Business - 5 questions to ask about a construction contract

When negotiating construction contracts, people tend to focus on the big stuff: the schedule, the scope of work and, of course, the price. Beyond these basic deal points, only a few other key terms -- liability limits, for example -- attract most of the remaining attention. As a result, many other terms often are overlooked, but they can have a major impact on how a contract is performed and enforced. This is especially true for standard contract forms, because they don't necessarily address all of the owner's concerns. Following are five examples.

1. Can the owner terminate for convenience? A right to terminate for convenience can be a powerful tool. There may be many reasons to back out of a contract, and possessing the flexibility to do so without having to declare a contractor in default can be very useful.

In addition, it's important to state the contractor's compensation clearly if the contract is terminated for convenience. The contractor may seek compensation beyond payment for work performed before termination. Some contracts, for example, require the owner to pay the contractor's profit for work not performed. An owner should avoid open-ended commitments to pay costs attributed to termination. The contract, rather, should include fair but reasonable compensation if the owner terminates for convenience.

2. If the contract is terminated for cause, are the subcontractors' contracts assignable? An owner may want to end its relationship with a contractor, but continue with project construction. Possessing the right, but not the obligation, to have subcontracts -- including supplier contracts -- assigned to the owner may reduce the delay and expense that comes from terminating the contractor.

3. What about the role of the architect or engineer? The duties of a project's designer are commonly sprinkled throughout the construction contract. This is especially true in standard forms. But an owner shouldn't assume that the role for the designer written into the construction contract is appropriate for the owner's project. The owner may want to reserve certain duties -- approval of payment applications, for example -- for itself, or an owner may not want the designer involved in certain activities -- the contract's dispute resolution process, for example.

The construction contract also may contain terms that limit the designer's responsibilities in a way that is unacceptable to the owner. On the flip side, the owner should make sure that, if it's asking the designer to take on more responsibility than is usually expected under standard contract forms, the designer is OK with this enhanced role. The owner doesn't want to complete negotiations with its contractor only to find out that its architect isn't willing to perform a key function.

4. Does the contract allow the party that prevails in litigation to recover its attorneys' fees? These "prevailing party" terms are commonly left out of standard forms. If a prevailing party term isn't included, there's a good chance that attorneys' fees are not recoverable. In contrast, the Oregon lien statute allows the prevailing party in a lien foreclosure suit to recover its attorneys' fees. So, a contractor that successfully brings a lien claim will recover its attorneys' fees, but an owner that successfully asserts a claim against a contractor may not be able to recover its attorneys' fees in the absence of a prevailing party term.

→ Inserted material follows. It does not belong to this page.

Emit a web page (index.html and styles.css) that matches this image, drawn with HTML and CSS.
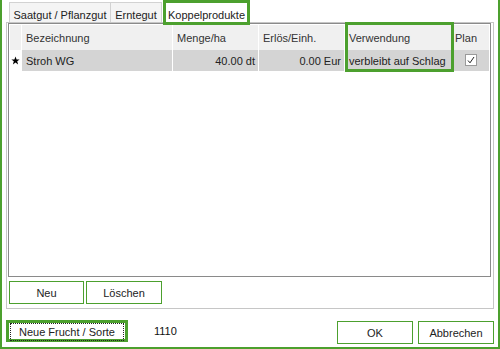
FILE: index.html
```html
<!DOCTYPE html>
<html lang="de">
<head>
    <meta charset="UTF-8">
    <title>Koppelprodukte</title>
    <link rel="stylesheet" href="styles.css">
</head>
<body>
<div class="window">

    <!-- Tab strip -->
    <div class="tabs">
        <div class="tab tab-first">Saatgut / Pflanzgut</div>
        <div class="tab tab-second">Erntegut</div>
        <div class="tab tab-active">Koppelprodukte</div>
    </div>

    <div class="panel">
        <div class="grid">
            <div class="grid-row grid-head">
                <div class="cell"></div>
                <div class="cell">Bezeichnung</div>
                <div class="cell">Menge/ha</div>
                <div class="cell">Erlös/Einh.</div>
                <div class="cell">Verwendung</div>
                <div class="cell cell-plan">Plan</div>
            </div>
            <div class="grid-row grid-data">
                <div class="cell cell-marker">
                    <svg width="9" height="9" viewBox="0 0 10 10"><polygon points="5,0.5 6.2,3.8 9.6,3.8 6.9,5.9 7.9,9.4 5,7.3 2.1,9.4 3.1,5.9 0.4,3.8 3.8,3.8" fill="#000"/></svg>
                </div>
                <div class="cell">Stroh WG</div>
                <div class="cell num">40.00 dt</div>
                <div class="cell num">0.00 Eur</div>
                <div class="cell">verbleibt auf Schlag</div>
                <div class="cell cell-check">
                    <span class="checkbox">
                        <svg width="10" height="10" viewBox="0 0 10 10"><polyline points="2,5.5 4,7.8 8,2" fill="none" stroke="#222" stroke-width="1"/></svg>
                    </span>
                </div>
            </div>
            <!-- highlight over the Verwendung column -->
            <div class="col-mark"></div>
        </div>

        <div class="panel-buttons">
            <button class="btn btn-neu">Neu</button>
            <button class="btn btn-del">Löschen</button>
        </div>
    </div>

    <div class="footer">
        <button class="btn btn-focus"><span class="focus-ring">Neue Frucht / Sorte</span></button>
        <span class="code">1110</span>
        <div class="spacer"></div>
        <button class="btn btn-dialog">OK</button>
        <button class="btn btn-dialog">Abbrechen</button>
    </div>

</div>
</body>
</html>
```

FILE: styles.css
```css
/* General */
html, body {
    margin: 0;
    padding: 0;
    background-color: #fff;
}

body {
    font-family: "Liberation Sans", Arial, sans-serif;
    font-size: 11px;
    color: #222;
}

.window {
    width: 500px;
    height: 349px;
    box-sizing: border-box;
    border-left: 2px solid #4ca02e;
    border-right: 2px solid #4ca02e;
    border-bottom: 2px solid #4ca02e;
    padding: 0 4px;
    overflow: hidden;
}

/* Tabs */
.tabs {
    display: flex;
    align-items: flex-end;
    height: 22px;
    padding-left: 3px;
}

.tab {
    box-sizing: border-box;
    height: 20px;
    padding-top: 5px;
    line-height: 14px;
    text-align: center;
    white-space: nowrap;
    background-color: #f4f4f4;
    border: 1px solid #d2d2d2;
    border-bottom: none;
}

.tab-first {
    width: 102px;
}

.tab-second {
    width: 52px;
    margin-left: -1px;
}

.tab-active {
    position: relative;
    z-index: 2;
    width: 87px;
    height: 25px;
    margin-left: 1px;
    margin-bottom: -3px;
    background-color: #fff;
    border: 3px solid #4ca02e;
    padding-top: 5px;
}

/* Tab page */
.panel {
    border: 1px solid #c6c6c6;
    padding: 0 2px 4px 1px;
}

.grid {
    position: relative;
    height: 254px;
    box-sizing: border-box;
    border: 1px solid #8a8a8a;
    padding: 1px;
    background-color: #fff;
}

.grid-row {
    display: grid;
    grid-template-columns: 12px 151px 86px 86px 108px 36px;
}

.grid-head {
    height: 25px;
    background-color: #f0f0f0;
    color: #333;
}

.grid-data {
    height: 21px;
    background-color: #d4d4d4;
}

.cell {
    display: flex;
    align-items: center;
    box-sizing: border-box;
    padding-left: 4px;
    border-right: 1px solid #fff;
    white-space: nowrap;
    overflow: hidden;
}

.cell:last-child {
    border-right: none;
}

.cell.num {
    justify-content: flex-end;
    padding-left: 0;
    padding-right: 3px;
}

.cell-plan {
    padding-left: 2px;
}

.cell-marker {
    background-color: #fff;
    padding-left: 1px;
}

.cell-check {
    justify-content: center;
    padding-left: 0;
}

.checkbox {
    display: flex;
    align-items: center;
    justify-content: center;
    width: 12px;
    height: 12px;
    box-sizing: border-box;
    border: 1px solid #9a9a9a;
    background-color: #fff;
    margin-top: -2px;
}

.col-mark {
    position: absolute;
    left: 336px;
    top: -2px;
    width: 109px;
    height: 50px;
    box-sizing: border-box;
    border: 3px solid #4ca02e;
}

/* Buttons */
.btn {
    box-sizing: border-box;
    font-family: "Liberation Sans", Arial, sans-serif;
    font-size: 11px;
    color: #222;
    background-color: #fff;
    border: 1px solid #4ca02e;
    padding: 0;
    margin: 0;
}

.panel-buttons {
    display: flex;
    gap: 2px;
    margin: 4px 0 0 1px;
}

.btn-neu {
    width: 75px;
    height: 23px;
}

.btn-del {
    width: 76px;
    height: 23px;
}

.footer {
    display: flex;
    align-items: flex-start;
    margin-top: 11px;
}

.btn-focus {
    width: 122px;
    height: 22px;
    border: 3px solid #4ca02e;
    padding: 0 1px;
}

.focus-ring {
    display: flex;
    align-items: center;
    justify-content: center;
    height: 16px;
    border: 1px dotted #222;
}

.code {
    margin-left: 26px;
    line-height: 22px;
    color: #111;
}

.spacer {
    flex: 1;
}

.btn-dialog {
    width: 76px;
    height: 23px;
    margin-top: 1px;
    margin-left: 5px;
}
```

There are pros and cons to including a prevailing party term, and there's always a chance an owner will regret allowing attorneys' fees to be recoverable. But the cost to bring a claim can be as expensive (or even more expensive) than the claim itself, and an owner should look hard at including a prevailing party term in the contract.

5. Has the owner selected where disputes are resolved? Litigation is very expensive, but one way to keep costs down is to limit travel time. Resolving disputes at a location convenient to the owner, its key employees and its attorneys will reduce litigation costs. Also, litigating from home rather than on the road saves time and energy. Litigation is painful, time consuming, and frustrating enough without having to travel long distances. Note also that, under Oregon law, a provision in a contract for construction work in Oregon that requires dispute resolution in another state is void and unenforce- able.

Negotiating contracts can be a pain. And it's easy to get lost in the details and focus only on the major issues. But paying attention to these details up front can be helpful later.